- YOUR INSTRUCTIONS: Extract the full listing verbatim and drop any pictures from your copy.

--- BEGIN SUPPLIED INFORMATION ---

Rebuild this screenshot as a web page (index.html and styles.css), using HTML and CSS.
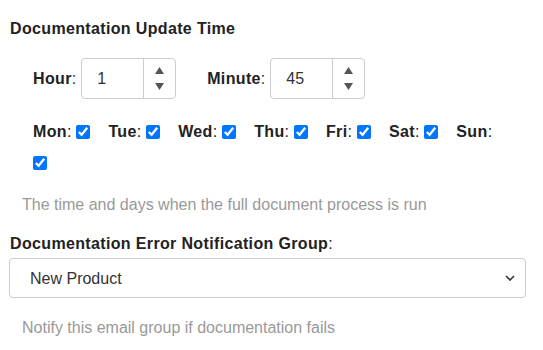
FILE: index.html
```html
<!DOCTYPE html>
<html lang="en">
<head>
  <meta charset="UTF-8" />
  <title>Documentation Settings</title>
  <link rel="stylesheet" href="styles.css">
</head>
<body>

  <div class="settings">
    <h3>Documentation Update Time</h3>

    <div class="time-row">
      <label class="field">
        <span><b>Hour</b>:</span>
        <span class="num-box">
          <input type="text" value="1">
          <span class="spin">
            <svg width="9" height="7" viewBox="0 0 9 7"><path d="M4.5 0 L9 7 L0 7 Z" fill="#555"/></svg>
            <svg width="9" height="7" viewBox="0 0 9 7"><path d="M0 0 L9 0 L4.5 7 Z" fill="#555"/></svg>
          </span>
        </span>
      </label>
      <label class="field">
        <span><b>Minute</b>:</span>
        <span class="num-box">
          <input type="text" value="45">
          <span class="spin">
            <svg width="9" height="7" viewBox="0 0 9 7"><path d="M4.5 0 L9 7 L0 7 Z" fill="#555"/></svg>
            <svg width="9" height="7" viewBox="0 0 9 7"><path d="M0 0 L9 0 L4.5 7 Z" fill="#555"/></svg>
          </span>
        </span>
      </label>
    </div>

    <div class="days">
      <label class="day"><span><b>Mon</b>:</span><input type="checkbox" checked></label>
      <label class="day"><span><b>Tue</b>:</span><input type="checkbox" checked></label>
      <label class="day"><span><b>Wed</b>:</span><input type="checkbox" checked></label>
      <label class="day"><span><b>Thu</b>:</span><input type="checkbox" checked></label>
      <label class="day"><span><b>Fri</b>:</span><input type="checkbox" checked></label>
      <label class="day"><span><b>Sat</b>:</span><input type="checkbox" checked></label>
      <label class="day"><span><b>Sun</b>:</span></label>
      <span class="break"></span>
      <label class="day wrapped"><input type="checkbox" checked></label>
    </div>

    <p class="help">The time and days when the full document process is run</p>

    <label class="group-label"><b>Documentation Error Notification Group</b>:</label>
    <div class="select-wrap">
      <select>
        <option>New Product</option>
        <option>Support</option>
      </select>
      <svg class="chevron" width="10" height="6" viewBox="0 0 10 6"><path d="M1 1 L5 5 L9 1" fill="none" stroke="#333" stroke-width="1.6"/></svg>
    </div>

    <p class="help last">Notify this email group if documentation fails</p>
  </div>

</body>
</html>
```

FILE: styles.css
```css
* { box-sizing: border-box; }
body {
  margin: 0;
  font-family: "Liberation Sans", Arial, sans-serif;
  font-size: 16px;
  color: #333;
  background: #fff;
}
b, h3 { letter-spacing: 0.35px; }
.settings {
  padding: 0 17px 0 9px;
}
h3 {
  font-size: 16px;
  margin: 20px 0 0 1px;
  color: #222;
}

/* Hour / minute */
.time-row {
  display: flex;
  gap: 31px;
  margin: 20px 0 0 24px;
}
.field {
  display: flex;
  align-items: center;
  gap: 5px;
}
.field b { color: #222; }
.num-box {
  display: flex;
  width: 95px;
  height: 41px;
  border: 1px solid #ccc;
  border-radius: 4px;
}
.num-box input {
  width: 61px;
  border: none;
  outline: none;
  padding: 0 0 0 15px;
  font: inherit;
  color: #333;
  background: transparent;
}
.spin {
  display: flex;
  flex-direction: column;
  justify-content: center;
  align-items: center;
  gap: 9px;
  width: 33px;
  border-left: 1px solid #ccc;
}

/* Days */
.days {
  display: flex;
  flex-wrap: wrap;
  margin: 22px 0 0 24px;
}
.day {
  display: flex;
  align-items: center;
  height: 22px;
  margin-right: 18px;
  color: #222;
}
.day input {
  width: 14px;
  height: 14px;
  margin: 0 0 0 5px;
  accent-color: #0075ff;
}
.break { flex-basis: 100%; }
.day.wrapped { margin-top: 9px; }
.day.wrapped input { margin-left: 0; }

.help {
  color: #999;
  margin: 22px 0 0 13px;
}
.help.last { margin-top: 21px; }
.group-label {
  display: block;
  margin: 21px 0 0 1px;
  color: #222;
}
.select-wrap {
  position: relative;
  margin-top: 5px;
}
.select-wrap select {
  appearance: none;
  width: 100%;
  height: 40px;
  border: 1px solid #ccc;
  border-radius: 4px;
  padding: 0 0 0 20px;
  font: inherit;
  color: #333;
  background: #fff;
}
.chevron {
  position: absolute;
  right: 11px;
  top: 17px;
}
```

--- END SUPPLIED INFORMATION ---

- ANSWER BELOW:
Rebuild this screenshot as a web page (index.html and styles.css), using HTML and CSS.
FILE: index.html
```html
<!DOCTYPE html>
<html lang="en">
<head>
  <meta charset="UTF-8" />
  <title>Documentation Settings</title>
  <link rel="stylesheet" href="styles.css">
</head>
<body>

  <div class="settings">
    <h3>Documentation Update Time</h3>

    <div class="time-row">
      <label class="field">
        <span><b>Hour</b>:</span>
        <span class="num-box">
          <input type="text" value="1">
          <span class="spin">
            <svg width="9" height="7" viewBox="0 0 9 7"><path d="M4.5 0 L9 7 L0 7 Z" fill="#555"/></svg>
            <svg width="9" height="7" viewBox="0 0 9 7"><path d="M0 0 L9 0 L4.5 7 Z" fill="#555"/></svg>
          </span>
        </span>
      </label>
      <label class="field">
        <span><b>Minute</b>:</span>
        <span class="num-box">
          <input type="text" value="45">
          <span class="spin">
            <svg width="9" height="7" viewBox="0 0 9 7"><path d="M4.5 0 L9 7 L0 7 Z" fill="#555"/></svg>
            <svg width="9" height="7" viewBox="0 0 9 7"><path d="M0 0 L9 0 L4.5 7 Z" fill="#555"/></svg>
          </span>
        </span>
      </label>
    </div>

    <div class="days">
      <label class="day"><span><b>Mon</b>:</span><input type="checkbox" checked></label>
      <label class="day"><span><b>Tue</b>:</span><input type="checkbox" checked></label>
      <label class="day"><span><b>Wed</b>:</span><input type="checkbox" checked></label>
      <label class="day"><span><b>Thu</b>:</span><input type="checkbox" checked></label>
      <label class="day"><span><b>Fri</b>:</span><input type="checkbox" checked></label>
      <label class="day"><span><b>Sat</b>:</span><input type="checkbox" checked></label>
      <label class="day"><span><b>Sun</b>:</span></label>
      <span class="break"></span>
      <label class="day wrapped"><input type="checkbox" checked></label>
    </div>

    <p class="help">The time and days when the full document process is run</p>

    <label class="group-label"><b>Documentation Error Notification Group</b>:</label>
    <div class="select-wrap">
      <select>
        <option>New Product</option>
        <option>Support</option>
      </select>
      <svg class="chevron" width="10" height="6" viewBox="0 0 10 6"><path d="M1 1 L5 5 L9 1" fill="none" stroke="#333" stroke-width="1.6"/></svg>
    </div>

    <p class="help last">Notify this email group if documentation fails</p>
  </div>

</body>
</html>
```

FILE: styles.css
```css
* { box-sizing: border-box; }
body {
  margin: 0;
  font-family: "Liberation Sans", Arial, sans-serif;
  font-size: 16px;
  color: #333;
  background: #fff;
}
b, h3 { letter-spacing: 0.35px; }
.settings {
  padding: 0 17px 0 9px;
}
h3 {
  font-size: 16px;
  margin: 20px 0 0 1px;
  color: #222;
}

/* Hour / minute */
.time-row {
  display: flex;
  gap: 31px;
  margin: 20px 0 0 24px;
}
.field {
  display: flex;
  align-items: center;
  gap: 5px;
}
.field b { color: #222; }
.num-box {
  display: flex;
  width: 95px;
  height: 41px;
  border: 1px solid #ccc;
  border-radius: 4px;
}
.num-box input {
  width: 61px;
  border: none;
  outline: none;
  padding: 0 0 0 15px;
  font: inherit;
  color: #333;
  background: transparent;
}
.spin {
  display: flex;
  flex-direction: column;
  justify-content: center;
  align-items: center;
  gap: 9px;
  width: 33px;
  border-left: 1px solid #ccc;
}

/* Days */
.days {
  display: flex;
  flex-wrap: wrap;
  margin: 22px 0 0 24px;
}
.day {
  display: flex;
  align-items: center;
  height: 22px;
  margin-right: 18px;
  color: #222;
}
.day input {
  width: 14px;
  height: 14px;
  margin: 0 0 0 5px;
  accent-color: #0075ff;
}
.break { flex-basis: 100%; }
.day.wrapped { margin-top: 9px; }
.day.wrapped input { margin-left: 0; }

.help {
  color: #999;
  margin: 22px 0 0 13px;
}
.help.last { margin-top: 21px; }
.group-label {
  display: block;
  margin: 21px 0 0 1px;
  color: #222;
}
.select-wrap {
  position: relative;
  margin-top: 5px;
}
.select-wrap select {
  appearance: none;
  width: 100%;
  height: 40px;
  border: 1px solid #ccc;
  border-radius: 4px;
  padding: 0 0 0 20px;
  font: inherit;
  color: #333;
  background: #fff;
}
.chevron {
  position: absolute;
  right: 11px;
  top: 17px;
}
```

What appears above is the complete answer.